:: MATERIAL SHOWN ::
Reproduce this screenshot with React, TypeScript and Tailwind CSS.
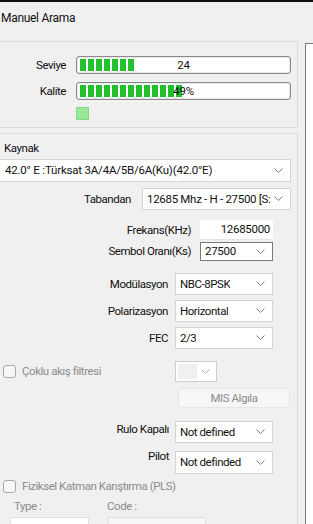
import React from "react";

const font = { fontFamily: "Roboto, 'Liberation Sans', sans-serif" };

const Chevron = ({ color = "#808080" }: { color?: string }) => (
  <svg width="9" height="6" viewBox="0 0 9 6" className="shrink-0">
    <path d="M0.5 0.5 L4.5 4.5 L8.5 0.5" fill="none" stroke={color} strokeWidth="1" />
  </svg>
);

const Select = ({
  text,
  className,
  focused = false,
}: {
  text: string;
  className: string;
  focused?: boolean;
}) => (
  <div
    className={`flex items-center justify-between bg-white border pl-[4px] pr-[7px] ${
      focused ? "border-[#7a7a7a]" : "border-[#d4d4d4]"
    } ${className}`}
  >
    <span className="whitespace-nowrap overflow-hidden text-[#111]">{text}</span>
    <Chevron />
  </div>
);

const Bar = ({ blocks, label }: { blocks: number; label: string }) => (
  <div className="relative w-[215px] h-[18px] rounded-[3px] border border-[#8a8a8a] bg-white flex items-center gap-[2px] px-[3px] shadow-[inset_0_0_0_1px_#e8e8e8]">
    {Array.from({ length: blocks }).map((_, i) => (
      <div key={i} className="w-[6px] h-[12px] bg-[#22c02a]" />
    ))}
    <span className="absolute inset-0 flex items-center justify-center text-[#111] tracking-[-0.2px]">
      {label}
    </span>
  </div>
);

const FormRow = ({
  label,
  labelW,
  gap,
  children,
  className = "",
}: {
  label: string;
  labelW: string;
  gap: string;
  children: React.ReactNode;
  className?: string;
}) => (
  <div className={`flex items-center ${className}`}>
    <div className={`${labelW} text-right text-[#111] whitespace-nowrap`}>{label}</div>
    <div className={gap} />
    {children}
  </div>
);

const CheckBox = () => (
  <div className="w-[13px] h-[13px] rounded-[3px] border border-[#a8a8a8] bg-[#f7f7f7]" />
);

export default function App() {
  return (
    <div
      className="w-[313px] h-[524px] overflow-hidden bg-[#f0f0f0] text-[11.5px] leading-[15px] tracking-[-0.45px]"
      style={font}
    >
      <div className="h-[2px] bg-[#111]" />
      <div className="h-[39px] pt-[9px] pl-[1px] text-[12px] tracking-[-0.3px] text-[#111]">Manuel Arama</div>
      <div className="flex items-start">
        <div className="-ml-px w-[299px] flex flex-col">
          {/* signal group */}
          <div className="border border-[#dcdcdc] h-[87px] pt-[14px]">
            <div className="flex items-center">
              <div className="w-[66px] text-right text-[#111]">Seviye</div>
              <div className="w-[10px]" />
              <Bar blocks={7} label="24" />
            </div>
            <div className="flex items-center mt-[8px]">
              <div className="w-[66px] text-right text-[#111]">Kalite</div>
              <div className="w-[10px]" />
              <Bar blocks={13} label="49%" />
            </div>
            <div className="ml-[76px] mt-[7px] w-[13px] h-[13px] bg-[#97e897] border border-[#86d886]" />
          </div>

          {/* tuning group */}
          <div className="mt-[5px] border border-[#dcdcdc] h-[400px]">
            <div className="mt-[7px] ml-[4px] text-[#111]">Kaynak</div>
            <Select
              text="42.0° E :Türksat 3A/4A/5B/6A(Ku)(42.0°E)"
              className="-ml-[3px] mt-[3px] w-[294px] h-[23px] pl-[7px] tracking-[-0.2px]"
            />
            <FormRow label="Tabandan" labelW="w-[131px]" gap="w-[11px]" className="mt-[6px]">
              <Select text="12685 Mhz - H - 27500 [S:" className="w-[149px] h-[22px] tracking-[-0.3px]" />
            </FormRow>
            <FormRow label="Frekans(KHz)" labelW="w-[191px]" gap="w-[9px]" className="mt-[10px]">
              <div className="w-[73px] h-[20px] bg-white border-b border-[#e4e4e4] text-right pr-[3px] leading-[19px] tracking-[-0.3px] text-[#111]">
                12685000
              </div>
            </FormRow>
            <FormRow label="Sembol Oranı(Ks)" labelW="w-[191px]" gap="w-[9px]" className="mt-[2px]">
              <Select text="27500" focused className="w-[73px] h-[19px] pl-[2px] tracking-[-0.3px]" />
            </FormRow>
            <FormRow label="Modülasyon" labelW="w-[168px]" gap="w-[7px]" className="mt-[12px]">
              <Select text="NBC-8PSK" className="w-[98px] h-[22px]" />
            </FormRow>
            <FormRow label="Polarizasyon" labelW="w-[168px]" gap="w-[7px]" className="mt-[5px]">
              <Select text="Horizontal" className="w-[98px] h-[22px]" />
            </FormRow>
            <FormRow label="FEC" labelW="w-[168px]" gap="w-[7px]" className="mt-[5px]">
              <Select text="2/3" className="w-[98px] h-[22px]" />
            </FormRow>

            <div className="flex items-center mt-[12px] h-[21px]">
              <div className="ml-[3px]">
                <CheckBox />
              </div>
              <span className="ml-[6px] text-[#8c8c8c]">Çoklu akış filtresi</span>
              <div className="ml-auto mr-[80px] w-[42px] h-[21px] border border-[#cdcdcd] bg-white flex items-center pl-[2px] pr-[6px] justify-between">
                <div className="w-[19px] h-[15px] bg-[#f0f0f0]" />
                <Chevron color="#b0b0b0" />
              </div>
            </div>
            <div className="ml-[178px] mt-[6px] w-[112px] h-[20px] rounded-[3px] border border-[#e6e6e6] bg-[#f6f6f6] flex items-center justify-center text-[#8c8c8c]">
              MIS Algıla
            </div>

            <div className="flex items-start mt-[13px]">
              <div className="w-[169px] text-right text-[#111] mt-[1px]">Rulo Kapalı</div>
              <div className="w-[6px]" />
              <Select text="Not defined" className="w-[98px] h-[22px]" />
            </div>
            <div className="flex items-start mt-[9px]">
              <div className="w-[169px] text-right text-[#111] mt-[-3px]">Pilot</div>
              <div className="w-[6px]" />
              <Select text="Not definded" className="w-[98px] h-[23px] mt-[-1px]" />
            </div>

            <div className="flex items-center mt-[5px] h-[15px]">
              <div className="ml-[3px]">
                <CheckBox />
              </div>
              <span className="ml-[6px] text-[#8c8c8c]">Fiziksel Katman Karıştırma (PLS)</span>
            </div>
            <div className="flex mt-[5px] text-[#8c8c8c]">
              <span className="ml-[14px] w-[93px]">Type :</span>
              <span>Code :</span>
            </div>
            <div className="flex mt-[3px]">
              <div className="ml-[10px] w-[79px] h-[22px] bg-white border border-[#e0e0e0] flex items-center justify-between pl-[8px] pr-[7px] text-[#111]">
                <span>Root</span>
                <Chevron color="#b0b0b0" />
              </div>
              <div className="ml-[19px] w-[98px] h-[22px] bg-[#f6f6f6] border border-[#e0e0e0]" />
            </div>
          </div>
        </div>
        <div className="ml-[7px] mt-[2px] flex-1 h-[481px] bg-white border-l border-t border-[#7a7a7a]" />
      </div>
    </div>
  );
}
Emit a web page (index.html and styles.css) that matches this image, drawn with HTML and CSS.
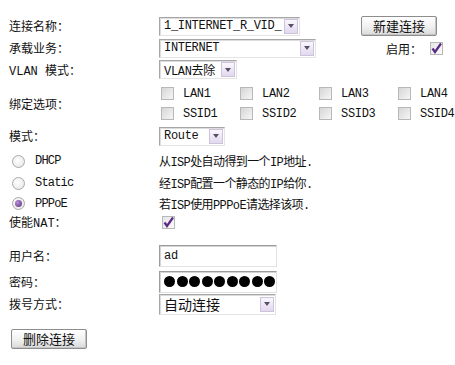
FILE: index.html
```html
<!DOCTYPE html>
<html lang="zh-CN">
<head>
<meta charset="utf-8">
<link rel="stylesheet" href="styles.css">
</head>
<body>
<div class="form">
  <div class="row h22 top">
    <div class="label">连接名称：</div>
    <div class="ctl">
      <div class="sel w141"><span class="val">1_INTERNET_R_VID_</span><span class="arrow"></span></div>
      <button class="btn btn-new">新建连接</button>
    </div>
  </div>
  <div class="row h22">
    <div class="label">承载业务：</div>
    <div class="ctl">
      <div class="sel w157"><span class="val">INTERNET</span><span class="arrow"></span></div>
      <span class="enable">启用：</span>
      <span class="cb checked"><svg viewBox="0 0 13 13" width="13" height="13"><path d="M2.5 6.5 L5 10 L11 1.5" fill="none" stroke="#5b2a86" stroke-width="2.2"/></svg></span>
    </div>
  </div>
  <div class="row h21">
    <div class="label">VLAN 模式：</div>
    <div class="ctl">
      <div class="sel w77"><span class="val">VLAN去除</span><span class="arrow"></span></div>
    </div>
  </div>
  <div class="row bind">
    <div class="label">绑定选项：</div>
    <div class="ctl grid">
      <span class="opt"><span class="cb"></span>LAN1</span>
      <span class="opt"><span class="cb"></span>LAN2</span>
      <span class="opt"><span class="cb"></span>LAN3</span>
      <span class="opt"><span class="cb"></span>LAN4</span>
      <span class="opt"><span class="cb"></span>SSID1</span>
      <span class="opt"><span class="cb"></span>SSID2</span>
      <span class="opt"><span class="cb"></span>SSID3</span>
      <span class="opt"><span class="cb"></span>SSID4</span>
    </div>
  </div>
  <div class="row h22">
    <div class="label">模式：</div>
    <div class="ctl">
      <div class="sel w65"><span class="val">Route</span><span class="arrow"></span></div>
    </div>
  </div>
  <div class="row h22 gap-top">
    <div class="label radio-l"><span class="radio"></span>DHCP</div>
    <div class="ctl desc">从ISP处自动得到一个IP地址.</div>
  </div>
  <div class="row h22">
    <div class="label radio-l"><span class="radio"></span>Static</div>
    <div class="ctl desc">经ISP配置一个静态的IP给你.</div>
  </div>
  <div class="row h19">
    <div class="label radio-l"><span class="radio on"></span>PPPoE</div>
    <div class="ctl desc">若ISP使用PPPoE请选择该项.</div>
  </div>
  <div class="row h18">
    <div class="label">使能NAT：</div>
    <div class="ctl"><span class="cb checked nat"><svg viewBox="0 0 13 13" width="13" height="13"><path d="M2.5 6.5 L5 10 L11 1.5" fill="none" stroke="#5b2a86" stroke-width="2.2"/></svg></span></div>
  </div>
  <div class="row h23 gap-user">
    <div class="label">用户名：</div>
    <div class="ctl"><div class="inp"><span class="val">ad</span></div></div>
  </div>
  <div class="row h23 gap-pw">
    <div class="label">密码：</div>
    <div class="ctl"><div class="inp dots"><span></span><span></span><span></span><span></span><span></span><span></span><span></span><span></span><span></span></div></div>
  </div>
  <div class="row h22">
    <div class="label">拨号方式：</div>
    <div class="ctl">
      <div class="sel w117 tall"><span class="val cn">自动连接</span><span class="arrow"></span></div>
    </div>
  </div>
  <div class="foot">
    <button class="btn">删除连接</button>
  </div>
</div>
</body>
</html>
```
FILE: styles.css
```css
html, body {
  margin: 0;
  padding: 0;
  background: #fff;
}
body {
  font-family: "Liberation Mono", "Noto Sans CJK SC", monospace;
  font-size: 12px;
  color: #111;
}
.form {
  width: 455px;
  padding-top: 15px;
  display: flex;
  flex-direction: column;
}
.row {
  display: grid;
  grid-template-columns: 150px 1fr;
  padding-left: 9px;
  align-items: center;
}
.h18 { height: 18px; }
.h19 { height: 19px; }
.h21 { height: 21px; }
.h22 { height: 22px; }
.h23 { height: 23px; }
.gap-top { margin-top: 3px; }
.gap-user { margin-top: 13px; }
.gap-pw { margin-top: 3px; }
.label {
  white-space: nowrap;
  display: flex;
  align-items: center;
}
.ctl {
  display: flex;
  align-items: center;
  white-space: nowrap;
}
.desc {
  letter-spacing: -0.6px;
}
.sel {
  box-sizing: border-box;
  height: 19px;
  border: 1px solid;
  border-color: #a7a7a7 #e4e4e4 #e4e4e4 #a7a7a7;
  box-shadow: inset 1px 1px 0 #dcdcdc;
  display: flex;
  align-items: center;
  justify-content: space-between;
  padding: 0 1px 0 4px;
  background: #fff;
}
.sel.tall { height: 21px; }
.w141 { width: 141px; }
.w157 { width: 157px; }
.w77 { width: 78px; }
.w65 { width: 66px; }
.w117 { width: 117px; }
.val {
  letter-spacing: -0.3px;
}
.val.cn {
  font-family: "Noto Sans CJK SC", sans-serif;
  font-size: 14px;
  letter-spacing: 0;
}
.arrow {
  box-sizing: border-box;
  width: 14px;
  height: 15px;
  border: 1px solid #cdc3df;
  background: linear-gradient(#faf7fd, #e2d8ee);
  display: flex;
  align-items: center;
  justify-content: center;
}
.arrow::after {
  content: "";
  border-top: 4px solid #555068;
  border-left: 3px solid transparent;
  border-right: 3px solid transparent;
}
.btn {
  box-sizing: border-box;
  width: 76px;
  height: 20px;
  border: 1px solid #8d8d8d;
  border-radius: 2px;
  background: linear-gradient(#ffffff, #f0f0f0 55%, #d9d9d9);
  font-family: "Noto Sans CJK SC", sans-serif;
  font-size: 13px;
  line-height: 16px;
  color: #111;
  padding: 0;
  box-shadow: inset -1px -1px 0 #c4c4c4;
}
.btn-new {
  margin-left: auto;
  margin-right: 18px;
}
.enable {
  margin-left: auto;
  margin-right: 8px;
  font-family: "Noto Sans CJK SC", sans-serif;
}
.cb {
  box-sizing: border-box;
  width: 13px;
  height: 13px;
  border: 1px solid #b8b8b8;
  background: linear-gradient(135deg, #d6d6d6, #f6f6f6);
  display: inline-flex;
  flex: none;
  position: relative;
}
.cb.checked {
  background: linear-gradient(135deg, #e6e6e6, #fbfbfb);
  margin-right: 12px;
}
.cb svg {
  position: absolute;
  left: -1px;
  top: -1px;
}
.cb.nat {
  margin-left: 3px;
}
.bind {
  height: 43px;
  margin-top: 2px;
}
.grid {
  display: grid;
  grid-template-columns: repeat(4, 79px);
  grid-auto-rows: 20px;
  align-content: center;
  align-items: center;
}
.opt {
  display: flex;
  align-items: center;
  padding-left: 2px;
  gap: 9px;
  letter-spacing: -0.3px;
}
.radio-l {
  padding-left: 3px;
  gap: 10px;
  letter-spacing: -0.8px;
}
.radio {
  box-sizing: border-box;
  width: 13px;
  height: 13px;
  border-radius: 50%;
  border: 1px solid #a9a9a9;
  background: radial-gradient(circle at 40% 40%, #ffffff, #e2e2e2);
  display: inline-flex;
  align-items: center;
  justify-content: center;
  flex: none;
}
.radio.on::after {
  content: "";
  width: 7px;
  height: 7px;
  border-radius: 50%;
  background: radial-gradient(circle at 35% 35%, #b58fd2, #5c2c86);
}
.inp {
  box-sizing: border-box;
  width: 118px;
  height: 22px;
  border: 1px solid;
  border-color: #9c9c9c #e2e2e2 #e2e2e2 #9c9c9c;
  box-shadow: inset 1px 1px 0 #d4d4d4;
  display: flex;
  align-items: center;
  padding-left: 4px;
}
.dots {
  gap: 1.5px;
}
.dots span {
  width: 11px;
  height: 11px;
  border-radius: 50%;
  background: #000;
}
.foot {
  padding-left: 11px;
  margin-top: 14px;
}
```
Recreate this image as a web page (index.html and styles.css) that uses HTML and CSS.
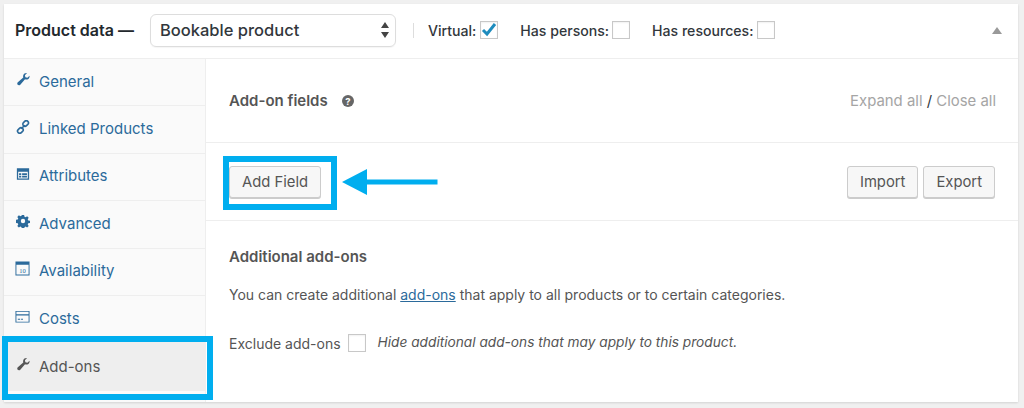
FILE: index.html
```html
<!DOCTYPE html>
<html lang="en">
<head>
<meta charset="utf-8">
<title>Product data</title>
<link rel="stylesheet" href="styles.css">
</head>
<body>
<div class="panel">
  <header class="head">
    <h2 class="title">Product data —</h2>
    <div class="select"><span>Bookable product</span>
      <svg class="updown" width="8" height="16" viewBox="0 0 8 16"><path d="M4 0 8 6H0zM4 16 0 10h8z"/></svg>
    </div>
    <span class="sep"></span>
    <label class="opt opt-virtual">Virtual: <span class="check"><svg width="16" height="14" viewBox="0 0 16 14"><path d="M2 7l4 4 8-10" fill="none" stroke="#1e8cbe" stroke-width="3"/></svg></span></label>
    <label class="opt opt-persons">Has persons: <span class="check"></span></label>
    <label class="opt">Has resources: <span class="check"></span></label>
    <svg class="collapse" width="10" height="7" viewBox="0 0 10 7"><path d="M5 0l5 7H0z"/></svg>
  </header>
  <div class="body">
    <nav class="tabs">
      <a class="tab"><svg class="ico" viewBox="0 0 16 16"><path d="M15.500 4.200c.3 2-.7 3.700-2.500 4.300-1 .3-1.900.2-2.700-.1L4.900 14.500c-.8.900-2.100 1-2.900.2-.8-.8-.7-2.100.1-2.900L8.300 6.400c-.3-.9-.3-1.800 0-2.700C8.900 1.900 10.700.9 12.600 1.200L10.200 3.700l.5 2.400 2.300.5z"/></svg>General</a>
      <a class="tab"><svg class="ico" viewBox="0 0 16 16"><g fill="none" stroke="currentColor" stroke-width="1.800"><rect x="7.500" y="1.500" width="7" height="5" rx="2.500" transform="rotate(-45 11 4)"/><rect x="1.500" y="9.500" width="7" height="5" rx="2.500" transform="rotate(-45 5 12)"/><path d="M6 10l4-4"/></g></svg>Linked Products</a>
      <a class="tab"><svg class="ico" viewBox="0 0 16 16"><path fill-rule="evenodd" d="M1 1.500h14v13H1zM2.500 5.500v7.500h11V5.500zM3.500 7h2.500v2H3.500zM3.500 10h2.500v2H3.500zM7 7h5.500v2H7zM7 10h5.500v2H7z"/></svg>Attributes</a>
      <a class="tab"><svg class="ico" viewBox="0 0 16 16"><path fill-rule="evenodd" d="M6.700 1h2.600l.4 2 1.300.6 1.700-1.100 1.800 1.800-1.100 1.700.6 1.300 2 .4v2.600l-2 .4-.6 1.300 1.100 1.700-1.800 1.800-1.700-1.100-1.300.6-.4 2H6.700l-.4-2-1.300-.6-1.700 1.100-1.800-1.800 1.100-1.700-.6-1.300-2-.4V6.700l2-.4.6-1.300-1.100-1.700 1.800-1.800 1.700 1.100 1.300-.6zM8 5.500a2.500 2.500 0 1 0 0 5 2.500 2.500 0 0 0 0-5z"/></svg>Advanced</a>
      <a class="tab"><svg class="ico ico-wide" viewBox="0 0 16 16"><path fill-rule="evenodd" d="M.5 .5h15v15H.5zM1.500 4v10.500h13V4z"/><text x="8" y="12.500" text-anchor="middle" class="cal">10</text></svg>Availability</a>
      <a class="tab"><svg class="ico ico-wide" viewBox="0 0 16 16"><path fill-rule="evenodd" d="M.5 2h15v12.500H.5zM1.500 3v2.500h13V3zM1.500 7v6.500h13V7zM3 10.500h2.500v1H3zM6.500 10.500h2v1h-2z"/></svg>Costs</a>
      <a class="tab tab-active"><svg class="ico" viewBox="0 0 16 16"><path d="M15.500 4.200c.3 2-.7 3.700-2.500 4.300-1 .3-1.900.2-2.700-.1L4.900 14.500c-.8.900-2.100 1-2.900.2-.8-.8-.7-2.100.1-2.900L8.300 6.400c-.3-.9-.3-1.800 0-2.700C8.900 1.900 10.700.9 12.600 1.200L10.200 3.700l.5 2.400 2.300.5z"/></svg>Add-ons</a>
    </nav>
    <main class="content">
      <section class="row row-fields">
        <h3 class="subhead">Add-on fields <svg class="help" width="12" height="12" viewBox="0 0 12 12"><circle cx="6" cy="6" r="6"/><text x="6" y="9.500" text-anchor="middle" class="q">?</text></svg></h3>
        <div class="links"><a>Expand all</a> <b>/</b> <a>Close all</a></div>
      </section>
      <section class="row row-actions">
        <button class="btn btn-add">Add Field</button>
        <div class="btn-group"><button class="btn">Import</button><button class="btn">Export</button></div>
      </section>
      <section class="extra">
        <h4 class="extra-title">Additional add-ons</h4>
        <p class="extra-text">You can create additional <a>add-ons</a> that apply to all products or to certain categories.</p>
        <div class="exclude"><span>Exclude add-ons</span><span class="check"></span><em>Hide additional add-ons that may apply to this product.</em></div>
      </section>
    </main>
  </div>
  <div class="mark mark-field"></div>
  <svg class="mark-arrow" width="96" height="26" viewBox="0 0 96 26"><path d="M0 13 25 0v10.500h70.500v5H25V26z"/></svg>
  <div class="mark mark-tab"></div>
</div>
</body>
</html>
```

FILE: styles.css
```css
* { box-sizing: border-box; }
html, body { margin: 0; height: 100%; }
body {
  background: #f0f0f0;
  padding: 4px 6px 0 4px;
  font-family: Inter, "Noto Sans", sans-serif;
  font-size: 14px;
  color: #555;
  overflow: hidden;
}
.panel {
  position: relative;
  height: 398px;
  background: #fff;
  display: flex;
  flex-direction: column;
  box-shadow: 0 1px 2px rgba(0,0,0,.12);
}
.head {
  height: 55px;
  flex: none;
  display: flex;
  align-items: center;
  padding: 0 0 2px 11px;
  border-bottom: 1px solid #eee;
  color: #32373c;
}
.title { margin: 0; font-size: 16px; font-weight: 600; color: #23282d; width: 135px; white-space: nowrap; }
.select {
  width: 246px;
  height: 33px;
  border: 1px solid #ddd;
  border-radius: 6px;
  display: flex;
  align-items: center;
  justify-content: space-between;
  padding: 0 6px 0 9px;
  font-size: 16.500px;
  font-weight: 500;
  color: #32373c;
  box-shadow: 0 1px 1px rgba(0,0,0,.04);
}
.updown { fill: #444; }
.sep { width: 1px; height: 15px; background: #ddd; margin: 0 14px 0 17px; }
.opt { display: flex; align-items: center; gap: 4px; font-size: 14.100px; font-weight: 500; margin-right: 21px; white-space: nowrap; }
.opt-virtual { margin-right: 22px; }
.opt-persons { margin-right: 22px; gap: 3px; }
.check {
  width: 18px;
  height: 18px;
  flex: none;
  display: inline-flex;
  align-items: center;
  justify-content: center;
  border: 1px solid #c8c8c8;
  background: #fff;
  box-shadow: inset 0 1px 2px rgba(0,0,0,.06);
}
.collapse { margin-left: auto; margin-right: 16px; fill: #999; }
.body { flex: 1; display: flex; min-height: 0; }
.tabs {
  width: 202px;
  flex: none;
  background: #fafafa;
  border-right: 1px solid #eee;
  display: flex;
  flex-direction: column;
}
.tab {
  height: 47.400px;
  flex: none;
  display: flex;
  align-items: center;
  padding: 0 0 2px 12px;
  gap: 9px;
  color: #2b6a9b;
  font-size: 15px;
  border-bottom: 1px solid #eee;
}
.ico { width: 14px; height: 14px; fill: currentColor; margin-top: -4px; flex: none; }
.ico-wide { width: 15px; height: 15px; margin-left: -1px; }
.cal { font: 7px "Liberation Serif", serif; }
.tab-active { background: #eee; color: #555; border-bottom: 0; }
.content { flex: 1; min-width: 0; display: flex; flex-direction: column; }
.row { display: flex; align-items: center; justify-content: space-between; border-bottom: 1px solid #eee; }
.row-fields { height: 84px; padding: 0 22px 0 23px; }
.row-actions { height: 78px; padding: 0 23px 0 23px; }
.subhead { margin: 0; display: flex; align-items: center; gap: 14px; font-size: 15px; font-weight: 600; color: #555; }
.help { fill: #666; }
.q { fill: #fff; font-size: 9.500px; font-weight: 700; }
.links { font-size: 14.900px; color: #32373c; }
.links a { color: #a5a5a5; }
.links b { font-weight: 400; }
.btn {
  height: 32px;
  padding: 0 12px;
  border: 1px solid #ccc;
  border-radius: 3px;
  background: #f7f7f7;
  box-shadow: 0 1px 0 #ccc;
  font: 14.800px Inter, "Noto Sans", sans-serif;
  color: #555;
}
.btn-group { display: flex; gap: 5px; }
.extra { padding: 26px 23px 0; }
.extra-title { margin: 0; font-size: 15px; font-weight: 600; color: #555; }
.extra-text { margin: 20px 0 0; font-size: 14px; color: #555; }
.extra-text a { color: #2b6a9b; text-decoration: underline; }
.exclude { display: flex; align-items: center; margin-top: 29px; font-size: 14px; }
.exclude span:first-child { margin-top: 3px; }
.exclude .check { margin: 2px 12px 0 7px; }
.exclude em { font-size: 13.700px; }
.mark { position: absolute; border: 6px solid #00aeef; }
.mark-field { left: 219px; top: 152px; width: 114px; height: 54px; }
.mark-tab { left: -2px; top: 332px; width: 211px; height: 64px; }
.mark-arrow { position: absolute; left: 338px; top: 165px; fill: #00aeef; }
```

:: WRITTEN TASK ::
List the lines of the material in which the word "page" occurs.

:: ANSWER TO THIS PROBLEM ::
Emit a web page (index.html and styles.css) that matches this image, drawn with HTML and CSS.
Recreate this image as a web page (index.html and styles.css) that uses HTML and CSS.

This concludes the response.